(COLLECTED MATERIAL):
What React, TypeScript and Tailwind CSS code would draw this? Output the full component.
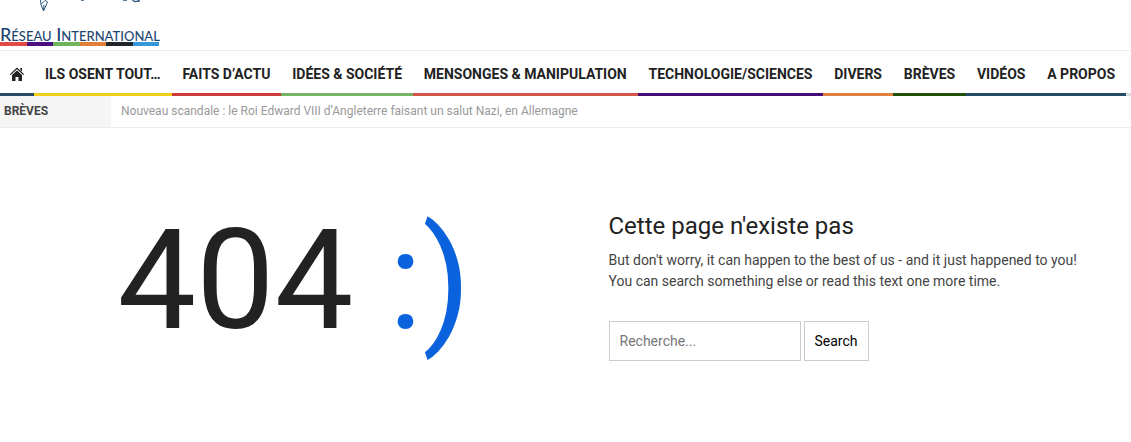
const stripes = ["bg-[#e14a45]", "bg-[#4b0f82]", "bg-[#6fb35c]", "bg-[#e08038]", "bg-[#20262b]", "bg-[#3498db]"];

const menu = [
    { label: "Ils osent tout…", border: "border-[#f0cf1d]" },
    { label: "Faits d’actu", border: "border-[#cf3a3a]" },
    { label: "Idées & Société", border: "border-[#75b566]" },
    { label: "Mensonges & manipulation", border: "border-[#d35549]" },
    { label: "Technologie/Sciences", border: "border-[#450b78]" },
    { label: "Divers", border: "border-[#e0823d]" },
    { label: "Brèves", border: "border-[#225008]" },
    { label: "Vidéos", border: "border-[#244c66]" },
    { label: "A propos", border: "border-[#244c66]" },
];

export default function App() {
    return (
        <div className="min-h-screen bg-white font-['Roboto',sans-serif] text-[#222]">
            <header>
                <Logo />
                <MainMenu />
                <NewsTicker />
            </header>
            <NotFound />
        </div>
    );
}

function Logo() {
    return (
        <div className="h-[51px] border-b border-[#ededed]">
            <a href="#" className="block w-[159px]">
                <svg viewBox="0 0 159 26" className="block h-[26px] w-full" fill="none" stroke="#2a567c" aria-hidden="true">
                    <path d="M40.500 0l.5 4.500 2.500 6.500 4-9-3-2M41 4.500l3.500-3.500M43.500 11l.5-6" strokeWidth="1" />
                    <path d="M81 0h3M123 0h4M132.500 0c1 2 5 2 6.500 0v2" strokeWidth="1.3" />
                </svg>
                <span className="block whitespace-nowrap font-['Lato',sans-serif] text-[18px] font-medium leading-4 text-[#1d4770] [font-variant:small-caps]">
                    Réseau International
                </span>
                <span className="flex h-1">
                    {stripes.map((color) => (
                        <span key={color} className={`flex-1 ${color}`} />
                    ))}
                </span>
            </a>
        </div>
    );
}

function MainMenu() {
    return (
        <nav className="flex overflow-hidden whitespace-nowrap text-sm font-bold uppercase leading-[38px]">
            <a href="#" aria-label="Accueil" className="flex items-center border-b-3 border-[#2a4a66] px-[9px] pt-1">
                <HomeIcon />
            </a>
            {menu.map((item) => (
                <a key={item.label} href="#" className={`flex-auto border-b-3 px-[10px] pt-1 text-center ${item.border}`}>
                    {item.label}
                </a>
            ))}
            <span className="w-[5px] border-b-3 border-[#d9dde2]" />
        </nav>
    );
}

function HomeIcon() {
    return (
        <svg viewBox="0 0 16 16" className="size-4" fill="#222" aria-hidden="true">
            <path d="M.8 8.200L8 1.500l7.200 6.700-.9.9L8 3.300 1.700 9.100z" />
            <path d="M11.300 2H13v3.600l-1.700-1.500z" />
            <path d="M3 9l5-4.600L13 9v6H9.500v-4h-3v4H3z" />
        </svg>
    );
}

function NewsTicker() {
    return (
        <div className="flex border-b border-[#ededed] text-xs leading-[31px]">
            <div className="w-[111px] bg-[#f5f5f5] pl-1 font-bold uppercase text-[#444]">Brèves</div>
            <a href="#" className="pl-[10px] text-[#999]">
                Nouveau scandale : le Roi Edward VIII d’Angleterre faisant un salut Nazi, en Allemagne
            </a>
        </div>
    );
}

function NotFound() {
    return (
        <main className="grid grid-cols-2 px-4 pt-[82px]">
            <div className="flex justify-center pl-[7px] text-[140px] leading-[140px]">
                <span>404</span>
                <span className="ml-[35px] text-[#0a63dc]">:)</span>
            </div>
            <div className="pl-[43px]">
                <h1 className="text-2xl leading-8">Cette page n'existe pas</h1>
                <p className="mt-2 text-sm leading-[21px] text-[#444]">
                    But don't worry, it can happen to the best of us - and it just happened to you!
                    <br />
                    You can search something else or read this text one more time.
                </p>
                <form className="mt-[29px] flex gap-[3px] text-sm" onSubmit={(e) => e.preventDefault()}>
                    <input
                        type="text"
                        aria-label="Recherche"
                        placeholder="Recherche..."
                        className="h-10 w-48 border border-[#ccc] px-[10px] placeholder:text-[#777]"
                    />
                    <button type="submit" className="h-10 border border-[#ccc] px-[10px] text-black">
                        Search
                    </button>
                </form>
            </div>
        </main>
    );
}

(EXERCISE INSTRUCTIONS):
Set every line down exactly as written, leaving each picture out.

(PROBLEM SOLUTION):
What React, TypeScript and Tailwind CSS code would draw this? Output the full component.
const stripes = ["bg-[#e14a45]", "bg-[#4b0f82]", "bg-[#6fb35c]", "bg-[#e08038]", "bg-[#20262b]", "bg-[#3498db]"];

const menu = [
    { label: "Ils osent tout…", border: "border-[#f0cf1d]" },
    { label: "Faits d’actu", border: "border-[#cf3a3a]" },
    { label: "Idées & Société", border: "border-[#75b566]" },
    { label: "Mensonges & manipulation", border: "border-[#d35549]" },
    { label: "Technologie/Sciences", border: "border-[#450b78]" },
    { label: "Divers", border: "border-[#e0823d]" },
    { label: "Brèves", border: "border-[#225008]" },
    { label: "Vidéos", border: "border-[#244c66]" },
    { label: "A propos", border: "border-[#244c66]" },
];

export default function App() {
    return (
        <div className="min-h-screen bg-white font-['Roboto',sans-serif] text-[#222]">
            <header>
                <Logo />
                <MainMenu />
                <NewsTicker />
            </header>
            <NotFound />
        </div>
    );
}

function Logo() {
    return (
        <div className="h-[51px] border-b border-[#ededed]">
            <a href="#" className="block w-[159px]">
                <svg viewBox="0 0 159 26" className="block h-[26px] w-full" fill="none" stroke="#2a567c" aria-hidden="true">
                    <path d="M40.500 0l.5 4.500 2.500 6.500 4-9-3-2M41 4.500l3.500-3.500M43.500 11l.5-6" strokeWidth="1" />
                    <path d="M81 0h3M123 0h4M132.500 0c1 2 5 2 6.500 0v2" strokeWidth="1.3" />
                </svg>
                <span className="block whitespace-nowrap font-['Lato',sans-serif] text-[18px] font-medium leading-4 text-[#1d4770] [font-variant:small-caps]">
                    Réseau International
                </span>
                <span className="flex h-1">
                    {stripes.map((color) => (
                        <span key={color} className={`flex-1 ${color}`} />
                    ))}
                </span>
            </a>
        </div>
    );
}

function MainMenu() {
    return (
        <nav className="flex overflow-hidden whitespace-nowrap text-sm font-bold uppercase leading-[38px]">
            <a href="#" aria-label="Accueil" className="flex items-center border-b-3 border-[#2a4a66] px-[9px] pt-1">
                <HomeIcon />
            </a>
            {menu.map((item) => (
                <a key={item.label} href="#" className={`flex-auto border-b-3 px-[10px] pt-1 text-center ${item.border}`}>
                    {item.label}
                </a>
            ))}
            <span className="w-[5px] border-b-3 border-[#d9dde2]" />
        </nav>
    );
}

function HomeIcon() {
    return (
        <svg viewBox="0 0 16 16" className="size-4" fill="#222" aria-hidden="true">
            <path d="M.8 8.200L8 1.500l7.200 6.700-.9.9L8 3.300 1.700 9.100z" />
            <path d="M11.300 2H13v3.600l-1.700-1.500z" />
            <path d="M3 9l5-4.600L13 9v6H9.500v-4h-3v4H3z" />
        </svg>
    );
}

function NewsTicker() {
    return (
        <div className="flex border-b border-[#ededed] text-xs leading-[31px]">
            <div className="w-[111px] bg-[#f5f5f5] pl-1 font-bold uppercase text-[#444]">Brèves</div>
            <a href="#" className="pl-[10px] text-[#999]">
                Nouveau scandale : le Roi Edward VIII d’Angleterre faisant un salut Nazi, en Allemagne
            </a>
        </div>
    );
}

function NotFound() {
    return (
        <main className="grid grid-cols-2 px-4 pt-[82px]">
            <div className="flex justify-center pl-[7px] text-[140px] leading-[140px]">
                <span>404</span>
                <span className="ml-[35px] text-[#0a63dc]">:)</span>
            </div>
            <div className="pl-[43px]">
                <h1 className="text-2xl leading-8">Cette page n'existe pas</h1>
                <p className="mt-2 text-sm leading-[21px] text-[#444]">
                    But don't worry, it can happen to the best of us - and it just happened to you!
                    <br />
                    You can search something else or read this text one more time.
                </p>
                <form className="mt-[29px] flex gap-[3px] text-sm" onSubmit={(e) => e.preventDefault()}>
                    <input
                        type="text"
                        aria-label="Recherche"
                        placeholder="Recherche..."
                        className="h-10 w-48 border border-[#ccc] px-[10px] placeholder:text-[#777]"
                    />
                    <button type="submit" className="h-10 border border-[#ccc] px-[10px] text-black">
                        Search
                    </button>
                </form>
            </div>
        </main>
    );
}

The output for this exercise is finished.